If you own a business and also face a divorce, the business may not survive the divorce if you do not make its survival your top priority. Businesses often qualify as marital property in divorces. For Texas business owners, this often means that their spouse has a strong claim to half of their owned value in the business, just as a spouse might claim half of the value of a marital home. 

Protecting your business during your divorce can be quite challenging, especially if you do not have a prenuptial agreement in place. If you hope to protect your business and keep it together while your marriage dissolves, now is that time to act. Otherwise, you may lose the business on the negotiation table during the property division.

Can You Claim That the Business Is Not Marital Property?

If you don't have a prenuptial agreement, you may still have grounds to claim that the business is not marital property if:

  • You owned the business prior to the marriage
  • You established a postnuptial agreement protecting it after marriage
  • You keep your personal and business affairs sufficiently separate

In some circumstances, courts may allow you to keep the business off the table if you demonstrate that it is not functionally part of your marital property. However, in order to attempt this, you must provide clear documentation that your spouse did not contribute meaningfully to the business and that your personal finances and your business finances remained separate.

The more commingling that occurred between your personal and family finances and your business finances, the more difficult it is to claim that your spouse does not have a strong claim to the business.

Alternative Compensation

In many cases, keeping the business off the table entirely is simply implausible. If you find yourself in this position, consider carefully how valuable the business is and whether or not you are willing to sacrifice other assets to keep it intact and afloat.

If your spouse does have a strong claim to the business, then you generally must find ways to compensate him or her fairly with other assets that equal the value they should receive from it.
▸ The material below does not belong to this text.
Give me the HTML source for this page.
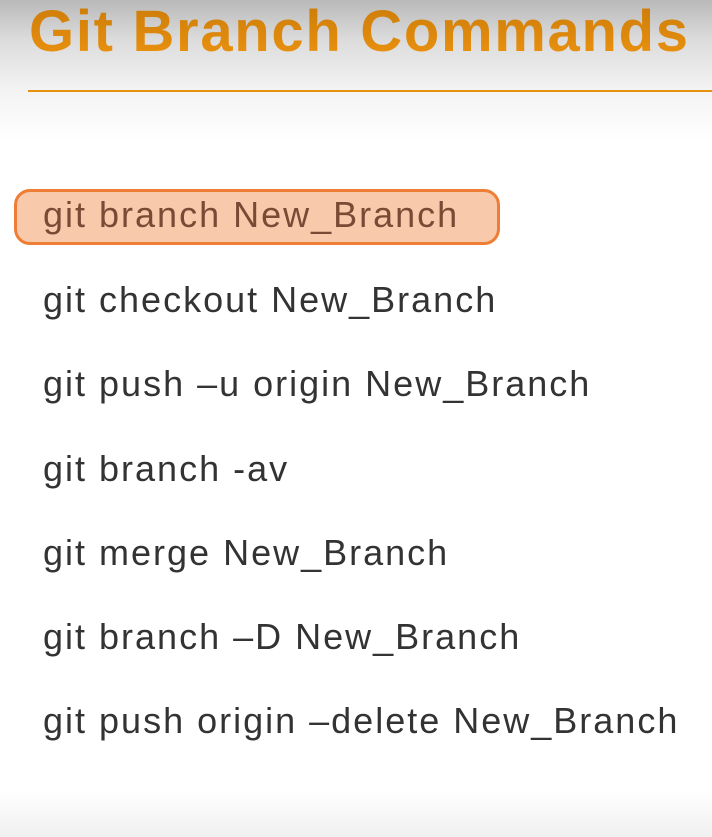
<!DOCTYPE html>
<html><head><meta charset="utf-8"><style>
html,body{margin:0;padding:0}
body{width:712px;height:837px;position:relative;overflow:hidden;
background:linear-gradient(to bottom,#b9b9b9 0px,#dcdcdc 40px,#f3f3f3 90px,#fff 140px,#fff 790px,#f0f0f0 837px);
font-family:"Liberation Sans",sans-serif}
.t{position:absolute;left:29px;top:-2px;font-size:58px;font-weight:bold;color:#e38b10;white-space:nowrap;letter-spacing:1.7px;
background:linear-gradient(#c97a08,#ee9410);-webkit-background-clip:text;background-clip:text;-webkit-text-fill-color:transparent}
.hr{position:absolute;left:28px;right:0;top:90px;height:2px;background:#e8900f}
.box{position:absolute;left:14px;top:189px;width:480px;height:50px;border:3px solid #ee7d35;border-radius:16px;background:#f8c9ab}
.l{position:absolute;left:43px;font-size:36px;color:#333;white-space:nowrap;letter-spacing:2px;line-height:40px}
</style></head><body>
<div class="t">Git Branch Commands</div>
<div class="hr"></div>
<div class="box"></div>
<div class="l" style="top:195px;color:#7a4a35">git branch New_Branch</div>
<div class="l" style="top:280px">git checkout New_Branch</div>
<div class="l" style="top:364px">git push –u origin New_Branch</div>
<div class="l" style="top:449px">git branch -av</div>
<div class="l" style="top:533px">git merge New_Branch</div>
<div class="l" style="top:617px">git branch –D New_Branch</div>
<div class="l" style="top:701px">git push origin –delete New_Branch</div>
</body></html>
This could mean offering your spouse a fair amount of other assets to balance the scales, or may entail an ongoing arrangement to pay your spouse the owed value over time.

Ultimately, you are the only one who knows what you are willing to sacrifice to keep your business as you move out of your marriage and into the next chapter of your story. Take great care to protect all your rights and priorities, placing your feet on firm ground once the present storm settles.